╭─ DATA BLOCK

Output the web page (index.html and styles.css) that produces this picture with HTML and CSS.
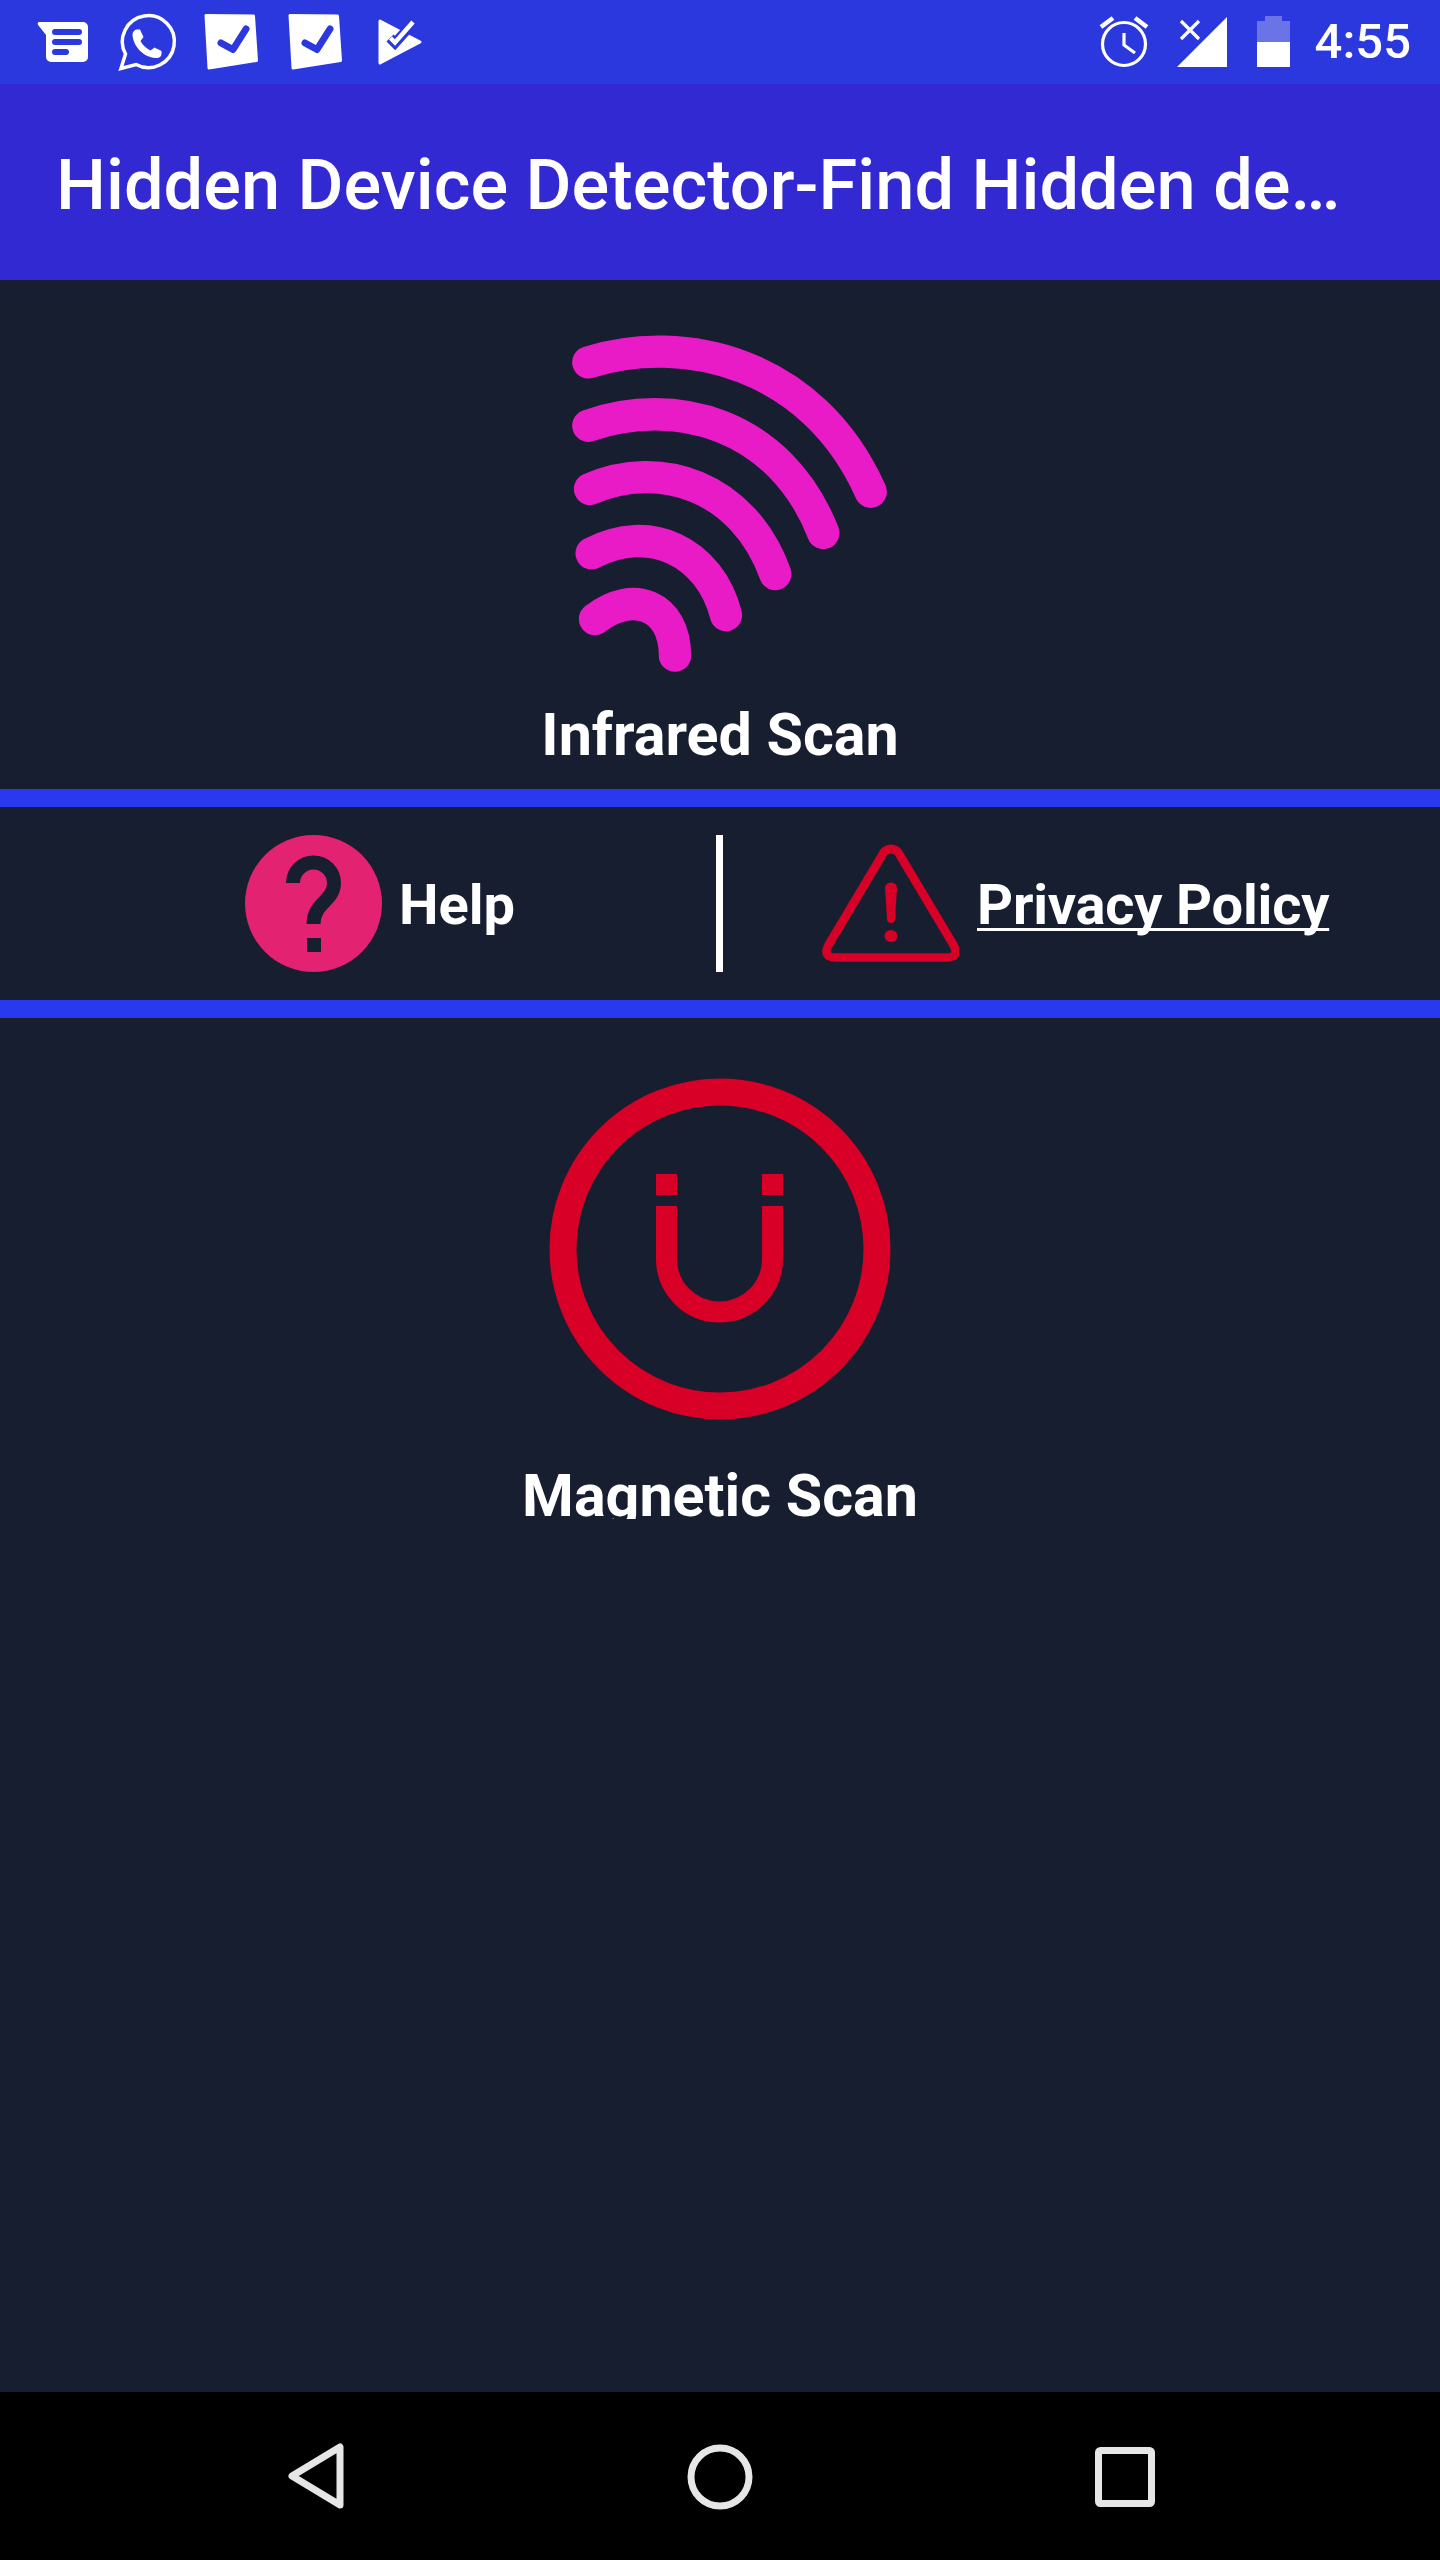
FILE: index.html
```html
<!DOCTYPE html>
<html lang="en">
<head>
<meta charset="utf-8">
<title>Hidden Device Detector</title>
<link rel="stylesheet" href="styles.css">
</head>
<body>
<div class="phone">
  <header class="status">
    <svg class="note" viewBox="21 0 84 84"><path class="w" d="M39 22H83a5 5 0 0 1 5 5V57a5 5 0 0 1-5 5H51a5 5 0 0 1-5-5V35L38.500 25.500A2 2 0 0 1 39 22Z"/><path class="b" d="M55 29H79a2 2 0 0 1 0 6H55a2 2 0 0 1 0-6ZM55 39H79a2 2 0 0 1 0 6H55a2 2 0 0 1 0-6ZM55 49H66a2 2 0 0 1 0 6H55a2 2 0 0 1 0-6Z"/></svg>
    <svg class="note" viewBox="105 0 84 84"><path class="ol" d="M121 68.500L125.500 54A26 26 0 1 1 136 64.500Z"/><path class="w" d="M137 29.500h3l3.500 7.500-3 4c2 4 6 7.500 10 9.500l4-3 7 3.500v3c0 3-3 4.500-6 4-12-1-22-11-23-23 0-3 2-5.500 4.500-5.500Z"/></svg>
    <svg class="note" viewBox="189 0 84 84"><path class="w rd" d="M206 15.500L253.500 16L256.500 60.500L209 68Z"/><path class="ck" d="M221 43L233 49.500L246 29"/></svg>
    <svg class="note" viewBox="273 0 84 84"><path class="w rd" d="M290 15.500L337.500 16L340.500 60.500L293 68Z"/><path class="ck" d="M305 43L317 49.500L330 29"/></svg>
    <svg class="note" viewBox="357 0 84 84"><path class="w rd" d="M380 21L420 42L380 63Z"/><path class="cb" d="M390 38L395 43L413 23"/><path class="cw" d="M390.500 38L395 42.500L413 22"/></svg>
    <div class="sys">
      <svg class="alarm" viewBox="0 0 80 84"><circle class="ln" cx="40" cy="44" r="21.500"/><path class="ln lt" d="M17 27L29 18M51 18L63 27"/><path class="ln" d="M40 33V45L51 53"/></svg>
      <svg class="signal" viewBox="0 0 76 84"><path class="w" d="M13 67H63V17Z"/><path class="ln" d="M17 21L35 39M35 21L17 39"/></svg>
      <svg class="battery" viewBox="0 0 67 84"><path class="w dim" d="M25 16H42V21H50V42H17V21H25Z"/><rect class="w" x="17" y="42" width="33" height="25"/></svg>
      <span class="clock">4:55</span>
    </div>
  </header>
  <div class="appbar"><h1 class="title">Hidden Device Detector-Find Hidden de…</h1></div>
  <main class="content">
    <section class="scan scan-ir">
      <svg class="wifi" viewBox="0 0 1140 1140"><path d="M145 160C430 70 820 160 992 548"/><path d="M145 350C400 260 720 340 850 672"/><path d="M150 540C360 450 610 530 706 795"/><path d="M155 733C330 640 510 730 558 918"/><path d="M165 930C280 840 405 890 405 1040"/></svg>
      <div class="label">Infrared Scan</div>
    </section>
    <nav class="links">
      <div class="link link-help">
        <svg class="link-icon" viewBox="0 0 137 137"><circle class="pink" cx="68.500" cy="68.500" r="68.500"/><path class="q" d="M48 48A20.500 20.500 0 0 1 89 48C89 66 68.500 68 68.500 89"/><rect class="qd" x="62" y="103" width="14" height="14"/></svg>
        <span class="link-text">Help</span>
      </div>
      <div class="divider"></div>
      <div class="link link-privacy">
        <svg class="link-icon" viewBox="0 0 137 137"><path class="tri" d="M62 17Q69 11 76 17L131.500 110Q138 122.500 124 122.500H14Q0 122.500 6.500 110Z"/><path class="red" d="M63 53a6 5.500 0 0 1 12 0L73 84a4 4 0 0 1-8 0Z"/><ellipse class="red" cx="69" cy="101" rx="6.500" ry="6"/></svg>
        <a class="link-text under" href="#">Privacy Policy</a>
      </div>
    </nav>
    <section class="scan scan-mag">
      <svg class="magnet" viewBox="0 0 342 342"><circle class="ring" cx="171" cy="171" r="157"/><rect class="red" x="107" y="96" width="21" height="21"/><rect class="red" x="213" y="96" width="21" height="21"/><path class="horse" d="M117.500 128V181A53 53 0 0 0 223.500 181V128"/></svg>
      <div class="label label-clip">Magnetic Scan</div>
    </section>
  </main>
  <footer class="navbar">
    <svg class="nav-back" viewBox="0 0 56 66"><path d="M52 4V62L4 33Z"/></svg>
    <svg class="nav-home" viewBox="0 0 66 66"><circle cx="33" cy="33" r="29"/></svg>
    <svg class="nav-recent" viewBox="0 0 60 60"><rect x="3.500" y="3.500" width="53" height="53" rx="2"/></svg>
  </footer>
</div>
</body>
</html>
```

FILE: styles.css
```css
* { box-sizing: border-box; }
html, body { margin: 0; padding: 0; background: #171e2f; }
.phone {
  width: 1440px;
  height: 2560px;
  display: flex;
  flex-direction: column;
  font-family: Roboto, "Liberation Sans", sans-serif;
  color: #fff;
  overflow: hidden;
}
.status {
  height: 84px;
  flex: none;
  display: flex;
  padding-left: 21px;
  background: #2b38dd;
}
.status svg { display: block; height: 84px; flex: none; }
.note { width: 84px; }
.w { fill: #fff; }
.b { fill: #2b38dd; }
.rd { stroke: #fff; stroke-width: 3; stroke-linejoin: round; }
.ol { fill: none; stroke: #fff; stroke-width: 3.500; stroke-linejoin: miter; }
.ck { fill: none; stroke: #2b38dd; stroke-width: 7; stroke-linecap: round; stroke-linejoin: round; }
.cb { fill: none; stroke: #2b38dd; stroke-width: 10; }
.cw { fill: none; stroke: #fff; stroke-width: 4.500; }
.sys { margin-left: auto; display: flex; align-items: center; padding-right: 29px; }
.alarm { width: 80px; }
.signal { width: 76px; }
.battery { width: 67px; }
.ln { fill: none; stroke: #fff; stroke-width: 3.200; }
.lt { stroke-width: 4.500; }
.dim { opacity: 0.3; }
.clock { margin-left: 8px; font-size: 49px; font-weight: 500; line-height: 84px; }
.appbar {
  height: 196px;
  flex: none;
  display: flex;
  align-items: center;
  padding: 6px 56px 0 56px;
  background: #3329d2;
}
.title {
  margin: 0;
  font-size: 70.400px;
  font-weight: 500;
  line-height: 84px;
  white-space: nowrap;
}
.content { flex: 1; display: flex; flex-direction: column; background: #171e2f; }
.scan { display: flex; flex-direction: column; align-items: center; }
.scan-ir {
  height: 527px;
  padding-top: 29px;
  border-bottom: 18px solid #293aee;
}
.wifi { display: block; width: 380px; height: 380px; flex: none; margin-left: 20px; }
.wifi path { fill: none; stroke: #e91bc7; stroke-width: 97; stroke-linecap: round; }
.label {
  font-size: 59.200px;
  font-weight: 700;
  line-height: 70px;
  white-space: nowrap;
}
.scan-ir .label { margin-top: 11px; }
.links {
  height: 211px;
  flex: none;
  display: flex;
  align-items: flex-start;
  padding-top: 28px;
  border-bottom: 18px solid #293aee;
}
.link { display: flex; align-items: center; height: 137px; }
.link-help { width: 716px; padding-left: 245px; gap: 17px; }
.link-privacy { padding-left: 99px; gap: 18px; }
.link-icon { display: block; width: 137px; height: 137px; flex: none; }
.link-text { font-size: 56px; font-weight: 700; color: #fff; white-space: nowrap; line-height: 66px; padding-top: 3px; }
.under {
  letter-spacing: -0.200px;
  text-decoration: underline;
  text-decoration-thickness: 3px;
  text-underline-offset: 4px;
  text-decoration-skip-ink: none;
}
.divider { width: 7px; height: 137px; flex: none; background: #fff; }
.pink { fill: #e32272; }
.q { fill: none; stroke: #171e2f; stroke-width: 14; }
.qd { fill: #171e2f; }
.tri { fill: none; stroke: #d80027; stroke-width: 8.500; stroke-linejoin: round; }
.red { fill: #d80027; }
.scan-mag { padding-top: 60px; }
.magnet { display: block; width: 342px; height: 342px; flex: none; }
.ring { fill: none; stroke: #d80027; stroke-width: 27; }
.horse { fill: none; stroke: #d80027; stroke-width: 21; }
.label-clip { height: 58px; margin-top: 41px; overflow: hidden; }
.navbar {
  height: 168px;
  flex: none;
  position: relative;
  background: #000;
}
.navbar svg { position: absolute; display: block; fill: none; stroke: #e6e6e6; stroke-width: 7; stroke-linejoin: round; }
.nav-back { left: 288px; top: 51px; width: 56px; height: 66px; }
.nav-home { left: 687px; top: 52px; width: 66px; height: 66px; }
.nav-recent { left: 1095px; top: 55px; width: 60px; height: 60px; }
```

╰─

Working from the material above, state how many lines contain "index"; give only the number.

2